Paíque Duques Lima, militante del MPL, antropólogo de 27 años, nacido en una favela de una de las ciudades satélite de Brasilia, me explicaba estos días que tanto el MPL como los Comités de la Copa comenzaron a trabajar con fuerza en las periferias urbanas desde 2008, donde se relacionaron con la cultura de la juventud negra y precarizada que ha hecho del hip hop el modo de afirmar su identidad. En las periferias se mezclaron estas dos culturas: la de los jóvenes militantes de organizaciones que practican la horizontalidad y la autonomía y la de los jóvenes negros criminalizados por la represión. «Ambas culturas se fueron aproximando con el crecimiento de las ciudades y de la especulación inmobiliaria que potenciaron la segregación urbana, ya que ambos sectores tienen problemas comunes como el transporte», señala Paíque.

Esa juventud, que los medios se empeñan en calificar como «clase media», ha destripado el «consenso lulista» en apenas tres semanas, forzando al Gobierno de Dilma Rousseff a reconocer, tardíamente, la justicia de las protestas. Una encuesta reveló que en São Paulo más de un millón de personas van a trabajar caminando durante más de tres horas, porque no pueden pagar el transporte o porque les insume más tiempo que la caminata.

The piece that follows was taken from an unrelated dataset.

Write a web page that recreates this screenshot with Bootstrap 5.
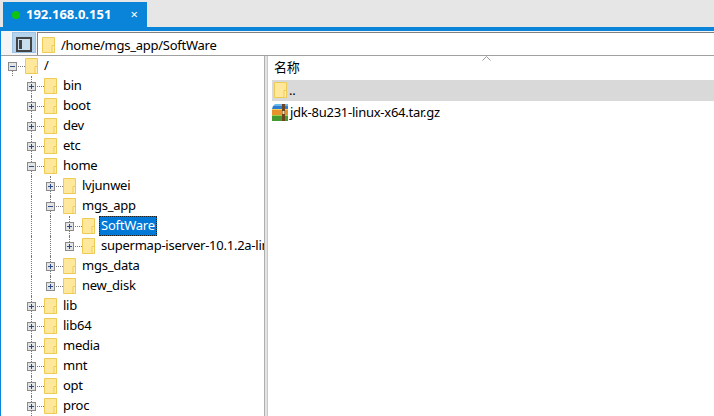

2014 será un año decisivo. Se realizará el Mundial y habrá protestas. Se celebrarán elecciones y Dilma puede no ser reelecta, aunque marcha al frente en las encuestas. Sin paz social, el PT y las elites políticas deberán contemplar como mínimo una parte de las demandas de la calle: el fin de la corrupción y una sustancial mejora en los transportes, la salud y la educación.